日本大百科全書(ニッポニカ) 「ノストローモ」の意味・わかりやすい解説
ノストローモ
のすとろーも
Nostromo
イギリスの作家コンラッドの長編小説。1904年刊。舞台は南米の架空の小国コスタグアナ。グールドという人物が経営する銀鉱山があって、これを軸として物語が展開する。グールドは、物質的繁栄がこの国に進歩と安定をもたらすと信じて銀山の経営に努力してきたが、これは外国の資本家勢力を招き寄せる結果になり、国粋主義者による武装蜂起(ほうき)の原因ともなる。

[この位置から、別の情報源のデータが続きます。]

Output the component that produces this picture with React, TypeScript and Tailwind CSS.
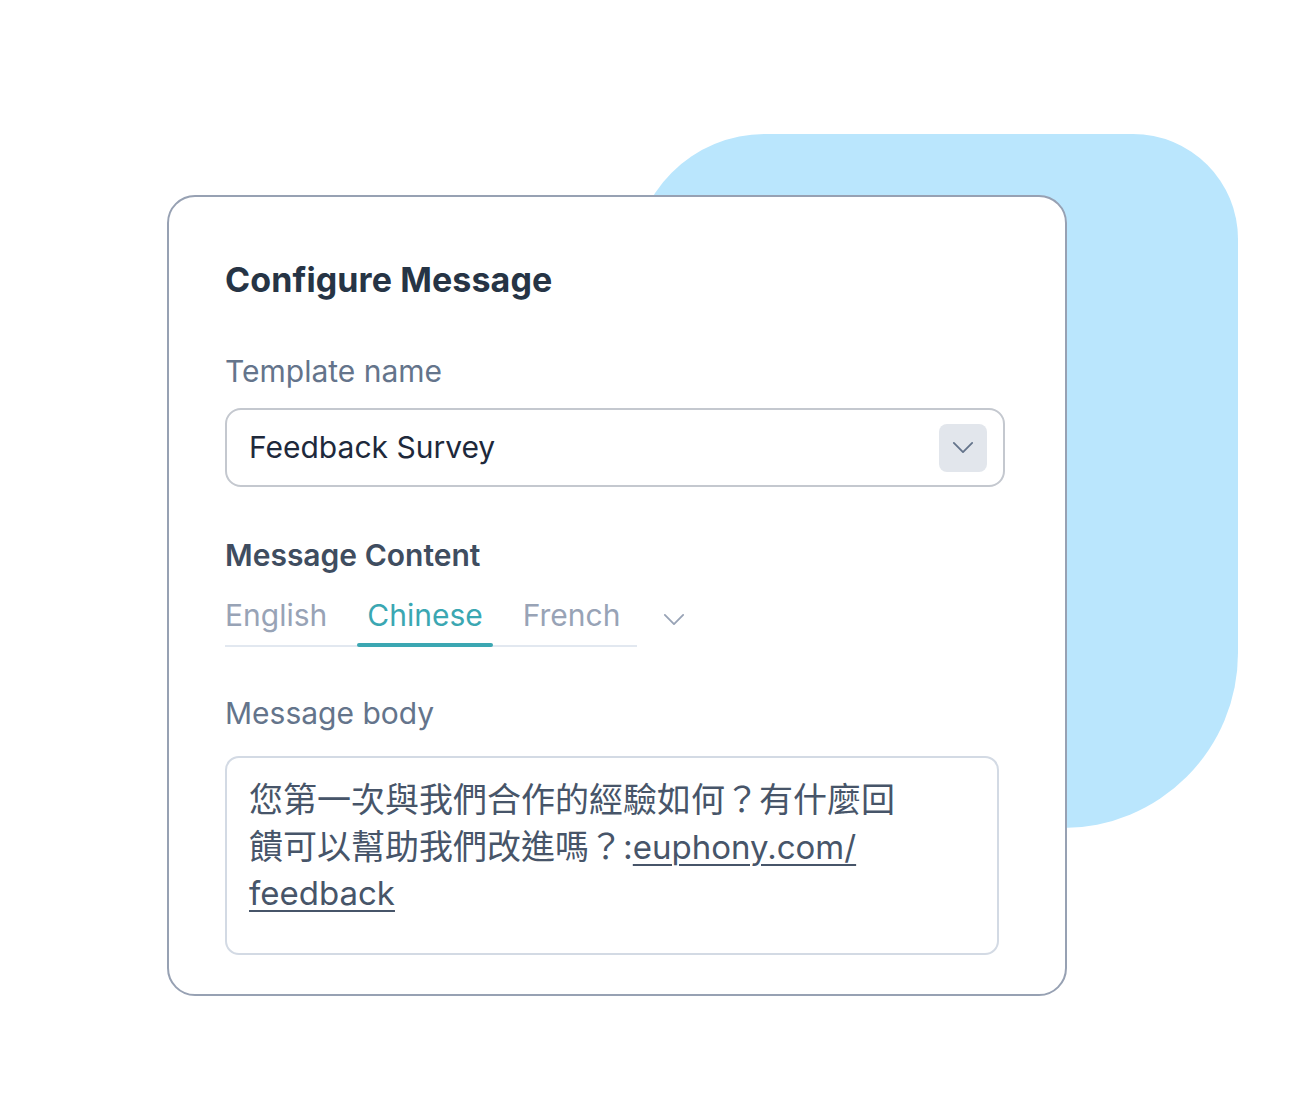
import React, { useState } from "react";

const tabs = ["English", "Chinese", "French"];

function Chevron({ className }: { className?: string }) {
  return (
    <svg viewBox="0 0 24 14" fill="none" className={className}>
      <path d="M2 2l10 10L22 2" stroke="currentColor" strokeWidth="2" strokeLinecap="round" strokeLinejoin="round" />
    </svg>
  );
}

export default function App() {
  const [active, setActive] = useState("Chinese");

  return (
    <div className="w-[1306px] h-[1120px] bg-white grid font-['Inter','Noto_Sans_CJK_TC',sans-serif]">
      <div className="col-start-1 row-start-1 ml-[633px] mt-[134px] w-[605px] h-[694px] bg-[#bae6fd] rounded-tl-[132px] rounded-tr-[105px] rounded-br-[175px]" />

      <div className="col-start-1 row-start-1 relative ml-[167px] mt-[195px] w-[900px] h-[801px] bg-white border-2 border-[#97a1b3] rounded-[28px] pl-[56px] pt-[62px]">
        <h1 className="text-[34px] leading-[42px] font-bold text-[#263445] tracking-[0.1px]">Configure Message</h1>

        <div className="mt-[52px] text-[30px] leading-[36px] text-[#64748b]">Template name</div>

        <div className="mt-[19px] w-[780px] h-[79px] border-2 border-[#c4c8cf] rounded-[16px] flex items-center justify-between pl-[22px] pr-[16px]">
          <span className="text-[30px] text-[#1e293b]">Feedback Survey</span>
          <button className="w-[48px] h-[48px] rounded-[8px] bg-[#e2e6ec] flex items-center justify-center text-[#64748b]">
            <Chevron className="w-[22px] h-[13px]" />
          </button>
        </div>

        <div className="mt-[50px] text-[30px] leading-[36px] font-semibold text-[#3f4d60]">Message Content</div>

        <div className="mt-[24px] flex items-center">
          <div className="flex gap-5 border-b-2 border-[#e2e8f0] w-[412px]">
            {tabs.map((t, i) => (
              <button
                key={t}
                onClick={() => setActive(t)}
                className={
                  "relative pb-[12px] text-[30px] leading-[36px] " +
                  (i === 0 ? "pl-0 pr-[10px] " : "px-[10px] ") +
                  (active === t ? "text-[#3ba7b2]" : "text-[#98a3b6]")
                }
              >
                {t}
                {active === t && (
                  <span className="absolute left-0 right-0 -bottom-[2px] h-[4px] rounded-full bg-[#3ba7b2]" />
                )}
              </button>
            ))}
          </div>
          <Chevron className="ml-[26px] w-[22px] h-[13px] text-[#98a3b6] -mt-[6px]" />
        </div>

        <div className="mt-[48px] text-[30px] leading-[36px] text-[#64748b]">Message body</div>

        <div className="mt-[25px] w-[774px] h-[199px] border-2 border-[#d3dae4] rounded-[14px] pl-[22px] pt-[19px] text-[34px] leading-[46.5px] text-[#475569]">
          您第一次與我們合作的經驗如何？有什麼回
          <br />
          饋可以幫助我們改進嗎？:
          <a className="text-[33px] underline underline-offset-[5px] decoration-[1.5px]">euphony.com/</a>
          <br />
          <a className="text-[33px] underline underline-offset-[5px] decoration-[1.5px]">feedback</a>
        </div>
      </div>
    </div>
  );
}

一方ではまた、夫婦間の愛情も冷えたものになってゆく。革命軍がこないうちに大量の銀を安全な場所に移すことになり、この大仕事は、人夫頭でノストローモとよばれている男にゆだねられる。彼は体力・精神力ともに超人的で、その誠実さは絶対信頼に足ると折紙をつけられた人物だったが、その彼とても、富の誘惑には抗しきれず、ついには堕落してゆく。このほかにも大ぜいの人物が登場するが、複雑な政治的状況に置かれたそれぞれの人間のドラマがみごとに描かれている。スケールの大きい、政治小説の傑作である。